-- Start of Information provided --
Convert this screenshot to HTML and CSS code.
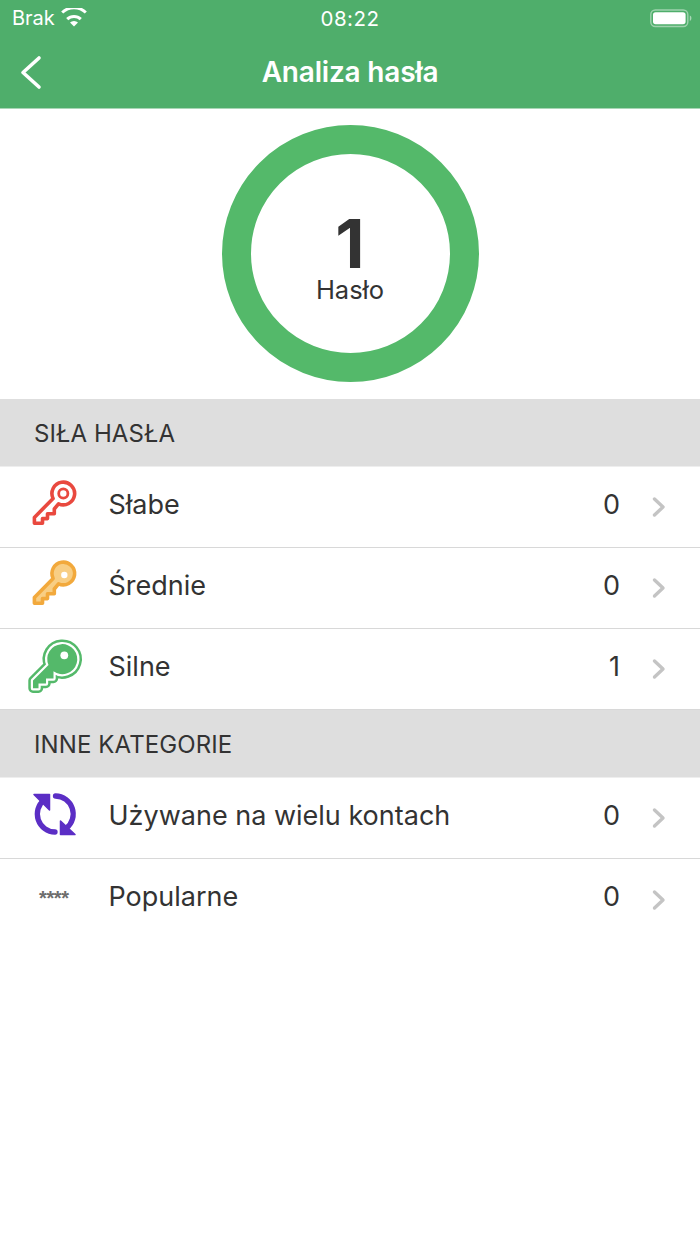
FILE: index.html
```html
<!DOCTYPE html>
<html lang="pl">
<head>
<meta charset="utf-8">
<title>Analiza hasła</title>
<link rel="stylesheet" href="styles.css">
</head>
<body>
<header class="top">
  <div class="status">
    <div class="status-left">
      <span>Brak</span>
      <svg class="wifi" viewBox="0 0 26 19"><path d="M13 18.6 9 14.5a5.8 5.8 0 0 1 8 0Z" fill="#fff"/><path d="M6.2 11.200a9.800 9.800 0 0 1 13.600 0M1.200 4.500a17.200 17.200 0 0 1 23.600 0" fill="none" stroke="#fff" stroke-width="3"/></svg>
    </div>
    <span class="time">08:22</span>
    <div class="status-right">
      <svg class="battery" viewBox="0 0 42 19"><rect x=".8" y="1" width="37" height="16.5" rx="4.5" fill="none" stroke="#fff" stroke-opacity=".45" stroke-width="1.4"/><rect x="3" y="3.2" width="32.6" height="12" rx="2.6" fill="#fff"/><path d="M39.8 6.5c1.2.4 1.6 1.6 1.6 2.7s-.4 2.3-1.6 2.7Z" fill="#fff" fill-opacity=".5"/></svg>
    </div>
  </div>
  <nav class="nav">
    <svg class="back" viewBox="0 0 26 36"><path d="M20 4 4 18.500l16 14.500" fill="none" stroke="#fff" stroke-width="3.6" stroke-linecap="round" stroke-linejoin="round"/></svg>
    <h1 class="title">Analiza hasła</h1>
  </nav>
</header>

<section class="summary">
  <div class="ring">
    <div class="count">1</div>
    <div class="count-label">Hasło</div>
  </div>
</section>

<h2 class="section">SIŁA HASŁA</h2>
<ul class="list">
  <li class="row">
    <svg class="icon" viewBox="0 -3 70 70"><path class="key" d="M14.400 48.300V42.400L33.100 23.500A11.350 11.350 0 1 1 38.500 28.800L34.300 34V38.800H27.500V43.600H22.500V48.300Z" fill="none" stroke="#e9493f"/><circle cx="43.300" cy="18.500" r="4.600" fill="none" stroke="#e9493f" stroke-width="2.800"/></svg>
    <span class="label">Słabe</span><span class="value">0</span>
    <svg class="chev" viewBox="0 0 14 22"><path d="M2.500 3 11 11 2.500 19" /></svg>
  </li>
  <li class="row">
    <svg class="icon" viewBox="0 -2 70 70"><path class="key" d="M14.400 48.300V42.400L33.100 23.500A11.350 11.350 0 1 1 38.500 28.800L34.300 34V38.800H27.500V43.600H22.500V48.300Z" fill="#f8ce84" stroke="#f2a93c"/><circle cx="44.300" cy="20" r="3.200" fill="#fff"/></svg>
    <span class="label">Średnie</span><span class="value">0</span>
    <svg class="chev" viewBox="0 0 14 22"><path d="M2.500 3 11 11 2.500 19" /></svg>
  </li>
  <li class="row">
    <svg class="icon" viewBox="0 2 70 70"><path class="key-edge" d="M13 56.300V48.600L28.500 33.100A15 15 0 1 1 33.500 39.300V46.500H26V51.500H18.500V56.300Z"/><path class="key-gap" d="M13 56.300V48.600L28.500 33.100A15 15 0 1 1 33.500 39.300V46.500H26V51.500H18.500V56.300Z"/><path d="M13 56.300V48.600L28.500 33.100A15 15 0 1 1 33.500 39.300V46.500H26V51.500H18.500V56.300Z" fill="#54b96a"/><circle cx="44.300" cy="23.300" r="3.900" fill="#fff"/></svg>
    <span class="label">Silne</span><span class="value">1</span>
    <svg class="chev" viewBox="0 0 14 22"><path d="M2.500 3 11 11 2.500 19" /></svg>
  </li>
</ul>

<h2 class="section">INNE KATEGORIE</h2>
<ul class="list">
  <li class="row">
    <svg class="icon" viewBox="0 3 70 70"><g fill="none" stroke="#5b2ec5" stroke-width="5.300" stroke-linecap="round"><path d="M35 52A18 18 0 0 1 24 20"/><path d="M35.500 16A18 18 0 0 1 46.500 48"/></g><path d="M14 14.500H29.500V30Z" fill="#5b2ec5" stroke="#5b2ec5" stroke-width="1.500" stroke-linejoin="round"/><path d="M55 54.500H40.500V41Z" fill="#5b2ec5" stroke="#5b2ec5" stroke-width="1.500" stroke-linejoin="round"/></svg>
    <span class="label">Używane na wielu kontach</span><span class="value">0</span>
    <svg class="chev" viewBox="0 0 14 22"><path d="M2.500 3 11 11 2.500 19" /></svg>
  </li>
  <li class="row">
    <span class="stars">****</span>
    <span class="label">Popularne</span><span class="value">0</span>
    <svg class="chev" viewBox="0 0 14 22"><path d="M2.500 3 11 11 2.500 19" /></svg>
  </li>
</ul>
</body>
</html>
```
FILE: styles.css
```css
* { box-sizing: border-box; }
html, body { margin: 0; padding: 0; }
body { width: 700px; height: 1244px; background: #fff; color: #333; font-family: Inter, "Liberation Sans", sans-serif; overflow: hidden; }

.top { height: 109px; background: #4fae6b; border-bottom: 1px solid #a9d6b6; color: #fff; }
.status { display: grid; grid-template-columns: 1fr auto 1fr; align-items: center; height: 36px; padding: 0 8px; font-size: 20px; }
.status-left { display: flex; align-items: center; gap: 6px; padding-left: 4px; }
.wifi { width: 26px; height: 19px; margin-top: -1px; }
.status-right { display: flex; justify-content: flex-end; }
.battery { width: 42px; height: 19px; }
.time { font-size: 20.5px; letter-spacing: .5px; }

.nav { display: grid; grid-template-columns: 1fr auto 1fr; align-items: center; height: 72px; }
.back { width: 26px; height: 36px; margin-left: 19px; grid-column: 1; grid-row: 1; }
.title { margin: 0; font-size: 28px; font-weight: 600; letter-spacing: -.2px; grid-column: 2; grid-row: 1; }

.summary { display: flex; justify-content: center; align-items: center; height: 290px; padding-bottom: 1px; }
.ring { width: 257px; height: 257px; padding-top: 14px; border: 29.500px solid #54b96a; border-radius: 50%; display: flex; flex-direction: column; align-items: center; justify-content: center; }
.count { font-size: 68px; line-height: 52px; font-weight: 700; color: #333; }
.count-label { font-size: 25.5px; line-height: 30px; margin-top: 6px; }

.section { margin: 0; height: 68px; padding: 1px 0 0 34px; display: flex; align-items: center; background: #dedede; border-bottom: 1px solid #eee; font-size: 24px; font-weight: 400; color: #333; letter-spacing: .1px; }
.list { margin: 0; padding: 0; list-style: none; }
.row { display: flex; align-items: center; height: 81px; border-bottom: 1px solid #d8d8d8; padding-left: 20px; padding-right: 34px; }
.list:last-of-type .row:last-child { border-bottom: 0; }
.icon, .stars { width: 70px; height: 70px; flex: none; margin-right: 18.500px; }
.stars { display: flex; align-items: center; padding-left: 19px; padding-bottom: 2px; font-size: 20px; font-weight: 700; color: #6d6d6d; font-family: "Liberation Sans", sans-serif; letter-spacing: -.4px; }
.key { stroke-width: 3.600; stroke-linejoin: round; }
.key-edge { fill: #54b96a; stroke: #54b96a; stroke-width: 9.400; stroke-linejoin: round; }
.key-gap { fill: #fff; stroke: #fff; stroke-width: 4.400; stroke-linejoin: round; }
.label { flex: 1; font-size: 27px; margin-bottom: 6px; }
.value { font-size: 27px; width: 30px; text-align: right; margin-right: 32px; margin-bottom: 6px; }
.chev { width: 14px; height: 22px; flex: none; }
.chev path { fill: none; stroke: #c4c4c4; stroke-width: 3.400; stroke-linecap: round; stroke-linejoin: round; }
```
-- End of Information provided --
Set down all the data again exactly as above, pictures excluded.

Convert this screenshot to HTML and CSS code.
FILE: index.html
```html
<!DOCTYPE html>
<html lang="pl">
<head>
<meta charset="utf-8">
<title>Analiza hasła</title>
<link rel="stylesheet" href="styles.css">
</head>
<body>
<header class="top">
  <div class="status">
    <div class="status-left">
      <span>Brak</span>
      <svg class="wifi" viewBox="0 0 26 19"><path d="M13 18.6 9 14.5a5.8 5.8 0 0 1 8 0Z" fill="#fff"/><path d="M6.2 11.200a9.800 9.800 0 0 1 13.600 0M1.200 4.500a17.200 17.200 0 0 1 23.600 0" fill="none" stroke="#fff" stroke-width="3"/></svg>
    </div>
    <span class="time">08:22</span>
    <div class="status-right">
      <svg class="battery" viewBox="0 0 42 19"><rect x=".8" y="1" width="37" height="16.5" rx="4.5" fill="none" stroke="#fff" stroke-opacity=".45" stroke-width="1.4"/><rect x="3" y="3.2" width="32.6" height="12" rx="2.6" fill="#fff"/><path d="M39.8 6.5c1.2.4 1.6 1.6 1.6 2.7s-.4 2.3-1.6 2.7Z" fill="#fff" fill-opacity=".5"/></svg>
    </div>
  </div>
  <nav class="nav">
    <svg class="back" viewBox="0 0 26 36"><path d="M20 4 4 18.500l16 14.500" fill="none" stroke="#fff" stroke-width="3.6" stroke-linecap="round" stroke-linejoin="round"/></svg>
    <h1 class="title">Analiza hasła</h1>
  </nav>
</header>

<section class="summary">
  <div class="ring">
    <div class="count">1</div>
    <div class="count-label">Hasło</div>
  </div>
</section>

<h2 class="section">SIŁA HASŁA</h2>
<ul class="list">
  <li class="row">
    <svg class="icon" viewBox="0 -3 70 70"><path class="key" d="M14.400 48.300V42.400L33.100 23.500A11.350 11.350 0 1 1 38.500 28.800L34.300 34V38.800H27.500V43.600H22.500V48.300Z" fill="none" stroke="#e9493f"/><circle cx="43.300" cy="18.500" r="4.600" fill="none" stroke="#e9493f" stroke-width="2.800"/></svg>
    <span class="label">Słabe</span><span class="value">0</span>
    <svg class="chev" viewBox="0 0 14 22"><path d="M2.500 3 11 11 2.500 19" /></svg>
  </li>
  <li class="row">
    <svg class="icon" viewBox="0 -2 70 70"><path class="key" d="M14.400 48.300V42.400L33.100 23.500A11.350 11.350 0 1 1 38.500 28.800L34.300 34V38.800H27.500V43.600H22.500V48.300Z" fill="#f8ce84" stroke="#f2a93c"/><circle cx="44.300" cy="20" r="3.200" fill="#fff"/></svg>
    <span class="label">Średnie</span><span class="value">0</span>
    <svg class="chev" viewBox="0 0 14 22"><path d="M2.500 3 11 11 2.500 19" /></svg>
  </li>
  <li class="row">
    <svg class="icon" viewBox="0 2 70 70"><path class="key-edge" d="M13 56.300V48.600L28.500 33.100A15 15 0 1 1 33.500 39.300V46.500H26V51.500H18.500V56.300Z"/><path class="key-gap" d="M13 56.300V48.600L28.500 33.100A15 15 0 1 1 33.500 39.300V46.500H26V51.500H18.500V56.300Z"/><path d="M13 56.300V48.600L28.500 33.100A15 15 0 1 1 33.500 39.300V46.500H26V51.500H18.500V56.300Z" fill="#54b96a"/><circle cx="44.300" cy="23.300" r="3.900" fill="#fff"/></svg>
    <span class="label">Silne</span><span class="value">1</span>
    <svg class="chev" viewBox="0 0 14 22"><path d="M2.500 3 11 11 2.500 19" /></svg>
  </li>
</ul>

<h2 class="section">INNE KATEGORIE</h2>
<ul class="list">
  <li class="row">
    <svg class="icon" viewBox="0 3 70 70"><g fill="none" stroke="#5b2ec5" stroke-width="5.300" stroke-linecap="round"><path d="M35 52A18 18 0 0 1 24 20"/><path d="M35.500 16A18 18 0 0 1 46.500 48"/></g><path d="M14 14.500H29.500V30Z" fill="#5b2ec5" stroke="#5b2ec5" stroke-width="1.500" stroke-linejoin="round"/><path d="M55 54.500H40.500V41Z" fill="#5b2ec5" stroke="#5b2ec5" stroke-width="1.500" stroke-linejoin="round"/></svg>
    <span class="label">Używane na wielu kontach</span><span class="value">0</span>
    <svg class="chev" viewBox="0 0 14 22"><path d="M2.500 3 11 11 2.500 19" /></svg>
  </li>
  <li class="row">
    <span class="stars">****</span>
    <span class="label">Popularne</span><span class="value">0</span>
    <svg class="chev" viewBox="0 0 14 22"><path d="M2.500 3 11 11 2.500 19" /></svg>
  </li>
</ul>
</body>
</html>
```
FILE: styles.css
```css
* { box-sizing: border-box; }
html, body { margin: 0; padding: 0; }
body { width: 700px; height: 1244px; background: #fff; color: #333; font-family: Inter, "Liberation Sans", sans-serif; overflow: hidden; }

.top { height: 109px; background: #4fae6b; border-bottom: 1px solid #a9d6b6; color: #fff; }
.status { display: grid; grid-template-columns: 1fr auto 1fr; align-items: center; height: 36px; padding: 0 8px; font-size: 20px; }
.status-left { display: flex; align-items: center; gap: 6px; padding-left: 4px; }
.wifi { width: 26px; height: 19px; margin-top: -1px; }
.status-right { display: flex; justify-content: flex-end; }
.battery { width: 42px; height: 19px; }
.time { font-size: 20.5px; letter-spacing: .5px; }

.nav { display: grid; grid-template-columns: 1fr auto 1fr; align-items: center; height: 72px; }
.back { width: 26px; height: 36px; margin-left: 19px; grid-column: 1; grid-row: 1; }
.title { margin: 0; font-size: 28px; font-weight: 600; letter-spacing: -.2px; grid-column: 2; grid-row: 1; }

.summary { display: flex; justify-content: center; align-items: center; height: 290px; padding-bottom: 1px; }
.ring { width: 257px; height: 257px; padding-top: 14px; border: 29.500px solid #54b96a; border-radius: 50%; display: flex; flex-direction: column; align-items: center; justify-content: center; }
.count { font-size: 68px; line-height: 52px; font-weight: 700; color: #333; }
.count-label { font-size: 25.5px; line-height: 30px; margin-top: 6px; }

.section { margin: 0; height: 68px; padding: 1px 0 0 34px; display: flex; align-items: center; background: #dedede; border-bottom: 1px solid #eee; font-size: 24px; font-weight: 400; color: #333; letter-spacing: .1px; }
.list { margin: 0; padding: 0; list-style: none; }
.row { display: flex; align-items: center; height: 81px; border-bottom: 1px solid #d8d8d8; padding-left: 20px; padding-right: 34px; }
.list:last-of-type .row:last-child { border-bottom: 0; }
.icon, .stars { width: 70px; height: 70px; flex: none; margin-right: 18.500px; }
.stars { display: flex; align-items: center; padding-left: 19px; padding-bottom: 2px; font-size: 20px; font-weight: 700; color: #6d6d6d; font-family: "Liberation Sans", sans-serif; letter-spacing: -.4px; }
.key { stroke-width: 3.600; stroke-linejoin: round; }
.key-edge { fill: #54b96a; stroke: #54b96a; stroke-width: 9.400; stroke-linejoin: round; }
.key-gap { fill: #fff; stroke: #fff; stroke-width: 4.400; stroke-linejoin: round; }
.label { flex: 1; font-size: 27px; margin-bottom: 6px; }
.value { font-size: 27px; width: 30px; text-align: right; margin-right: 32px; margin-bottom: 6px; }
.chev { width: 14px; height: 22px; flex: none; }
.chev path { fill: none; stroke: #c4c4c4; stroke-width: 3.400; stroke-linecap: round; stroke-linejoin: round; }
```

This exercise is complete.